◆ Requirements: Quote the data exactly, first line to the line containing "FaTruck, FaMagnifyingGlass, FaCartShopping", with no pictures.

◆ Supplied material:
## Begin

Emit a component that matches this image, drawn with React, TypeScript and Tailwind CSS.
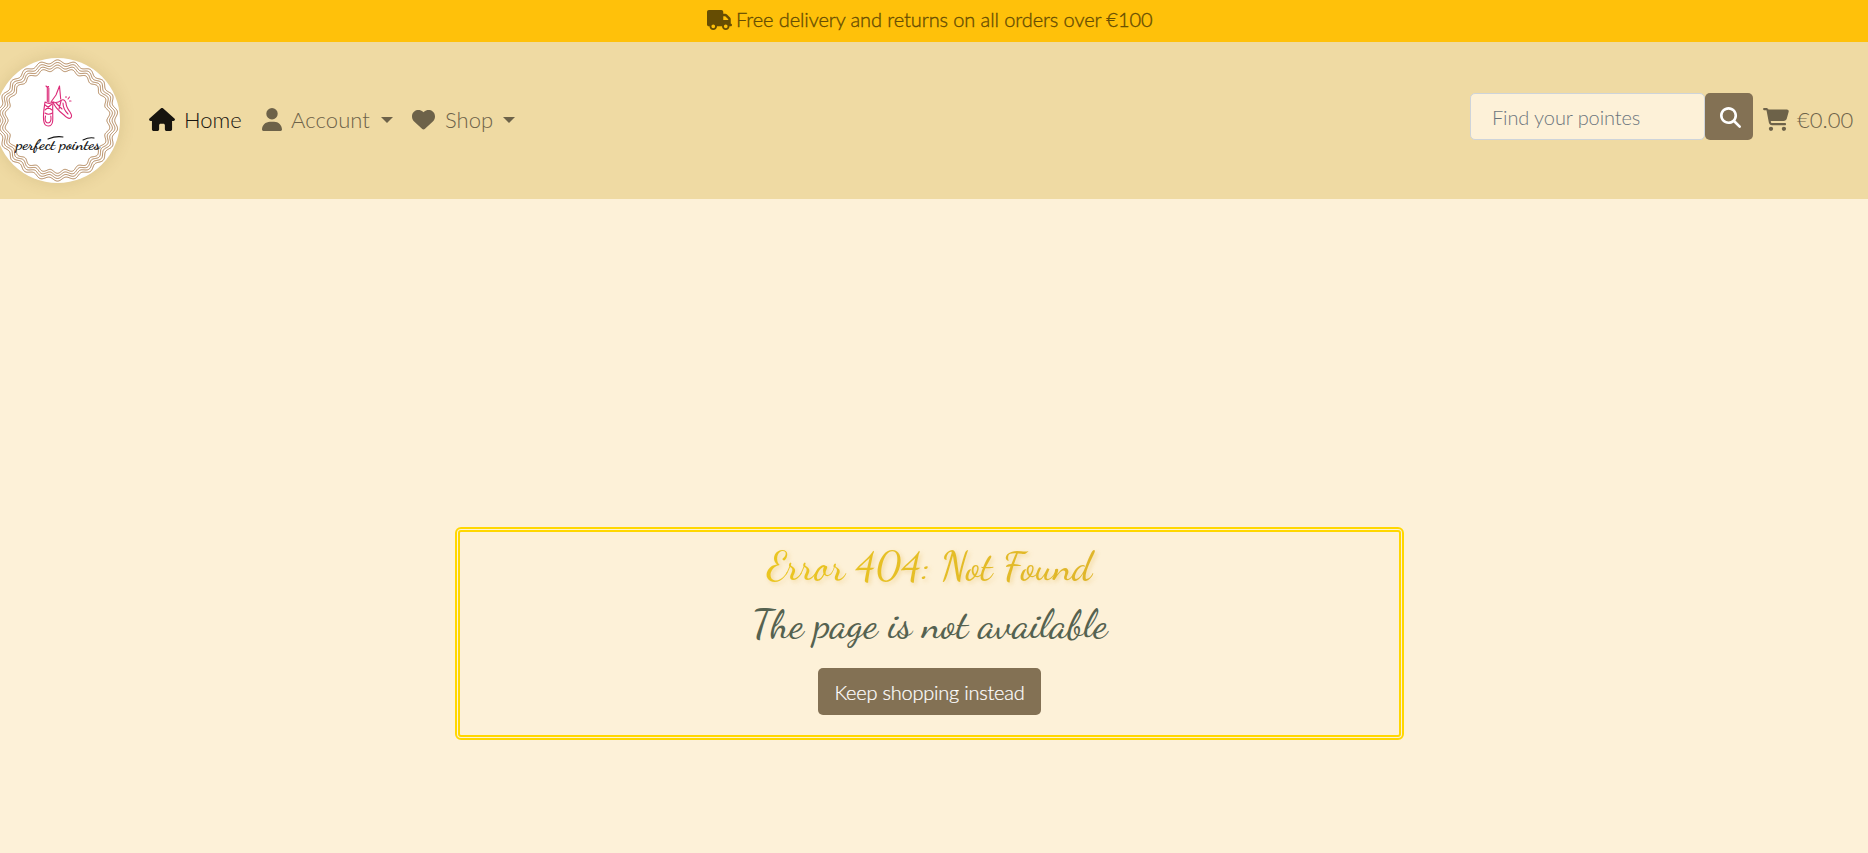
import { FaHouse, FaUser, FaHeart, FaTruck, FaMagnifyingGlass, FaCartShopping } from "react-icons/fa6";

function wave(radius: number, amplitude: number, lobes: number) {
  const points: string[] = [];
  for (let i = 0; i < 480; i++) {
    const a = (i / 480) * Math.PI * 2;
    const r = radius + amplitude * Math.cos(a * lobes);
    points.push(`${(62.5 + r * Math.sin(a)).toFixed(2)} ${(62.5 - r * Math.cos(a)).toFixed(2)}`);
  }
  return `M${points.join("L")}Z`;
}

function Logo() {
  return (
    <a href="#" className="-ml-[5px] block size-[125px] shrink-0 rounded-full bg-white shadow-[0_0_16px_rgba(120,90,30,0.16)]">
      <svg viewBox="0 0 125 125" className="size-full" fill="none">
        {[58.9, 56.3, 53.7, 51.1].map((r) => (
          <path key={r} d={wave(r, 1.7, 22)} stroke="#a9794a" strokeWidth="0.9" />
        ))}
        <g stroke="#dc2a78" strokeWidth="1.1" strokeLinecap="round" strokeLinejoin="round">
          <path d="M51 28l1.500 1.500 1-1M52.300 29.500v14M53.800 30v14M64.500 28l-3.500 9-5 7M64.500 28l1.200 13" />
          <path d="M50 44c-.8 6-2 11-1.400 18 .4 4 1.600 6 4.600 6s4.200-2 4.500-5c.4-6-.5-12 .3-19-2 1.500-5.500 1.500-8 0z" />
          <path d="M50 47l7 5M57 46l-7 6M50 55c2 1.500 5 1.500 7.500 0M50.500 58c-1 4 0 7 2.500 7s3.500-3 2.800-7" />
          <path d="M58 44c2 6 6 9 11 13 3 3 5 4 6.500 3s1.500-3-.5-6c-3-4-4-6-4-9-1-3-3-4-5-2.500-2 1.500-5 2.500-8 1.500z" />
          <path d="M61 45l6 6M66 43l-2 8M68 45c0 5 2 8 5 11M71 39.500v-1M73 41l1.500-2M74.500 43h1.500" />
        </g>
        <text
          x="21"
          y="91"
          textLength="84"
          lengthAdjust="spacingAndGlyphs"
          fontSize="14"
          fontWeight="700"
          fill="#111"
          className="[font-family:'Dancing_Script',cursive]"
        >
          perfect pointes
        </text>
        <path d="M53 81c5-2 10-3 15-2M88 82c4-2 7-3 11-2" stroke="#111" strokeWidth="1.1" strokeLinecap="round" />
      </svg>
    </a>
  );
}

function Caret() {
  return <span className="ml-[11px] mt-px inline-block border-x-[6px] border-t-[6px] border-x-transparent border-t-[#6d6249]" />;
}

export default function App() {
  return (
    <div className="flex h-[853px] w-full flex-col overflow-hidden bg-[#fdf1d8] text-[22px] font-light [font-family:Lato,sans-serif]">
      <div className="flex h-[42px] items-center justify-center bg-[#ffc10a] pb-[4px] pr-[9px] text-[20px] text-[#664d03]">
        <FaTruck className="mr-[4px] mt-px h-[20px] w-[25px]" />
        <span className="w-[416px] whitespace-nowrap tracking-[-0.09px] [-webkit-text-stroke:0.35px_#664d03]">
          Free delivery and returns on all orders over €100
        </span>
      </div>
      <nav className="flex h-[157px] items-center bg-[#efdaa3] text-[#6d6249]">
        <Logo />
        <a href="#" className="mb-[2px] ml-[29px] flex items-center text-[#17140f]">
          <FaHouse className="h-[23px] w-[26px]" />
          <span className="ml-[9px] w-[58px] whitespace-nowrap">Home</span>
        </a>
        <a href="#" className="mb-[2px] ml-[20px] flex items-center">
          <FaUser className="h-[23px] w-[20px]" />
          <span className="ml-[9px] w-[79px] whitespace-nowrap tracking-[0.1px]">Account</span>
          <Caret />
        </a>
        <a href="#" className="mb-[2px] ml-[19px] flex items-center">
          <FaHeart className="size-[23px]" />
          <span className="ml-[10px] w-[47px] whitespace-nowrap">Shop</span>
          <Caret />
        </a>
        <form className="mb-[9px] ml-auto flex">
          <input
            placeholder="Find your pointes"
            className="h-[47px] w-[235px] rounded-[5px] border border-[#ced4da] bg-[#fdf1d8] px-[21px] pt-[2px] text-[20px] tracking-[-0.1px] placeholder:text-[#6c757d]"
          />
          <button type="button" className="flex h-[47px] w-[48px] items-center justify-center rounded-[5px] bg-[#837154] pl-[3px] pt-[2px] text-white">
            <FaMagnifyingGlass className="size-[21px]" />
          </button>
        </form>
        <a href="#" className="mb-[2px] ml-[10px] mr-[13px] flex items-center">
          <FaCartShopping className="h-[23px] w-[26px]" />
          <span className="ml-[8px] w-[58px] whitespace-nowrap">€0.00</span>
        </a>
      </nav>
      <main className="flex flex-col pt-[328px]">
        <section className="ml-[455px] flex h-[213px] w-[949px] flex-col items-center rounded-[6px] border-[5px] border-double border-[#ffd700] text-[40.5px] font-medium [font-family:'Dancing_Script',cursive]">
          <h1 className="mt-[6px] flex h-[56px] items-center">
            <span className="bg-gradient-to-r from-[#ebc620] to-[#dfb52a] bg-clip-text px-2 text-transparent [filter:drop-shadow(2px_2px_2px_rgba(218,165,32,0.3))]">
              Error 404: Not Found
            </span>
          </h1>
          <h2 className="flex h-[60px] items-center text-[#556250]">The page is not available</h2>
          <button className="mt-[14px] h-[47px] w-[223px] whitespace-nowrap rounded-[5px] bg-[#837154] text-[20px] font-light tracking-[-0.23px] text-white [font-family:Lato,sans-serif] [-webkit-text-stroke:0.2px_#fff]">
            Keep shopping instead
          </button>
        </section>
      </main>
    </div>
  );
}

## End

◆ Answer to the exercise:
Emit a component that matches this image, drawn with React, TypeScript and Tailwind CSS.
import { FaHouse, FaUser, FaHeart, FaTruck, FaMagnifyingGlass, FaCartShopping } from "react-icons/fa6";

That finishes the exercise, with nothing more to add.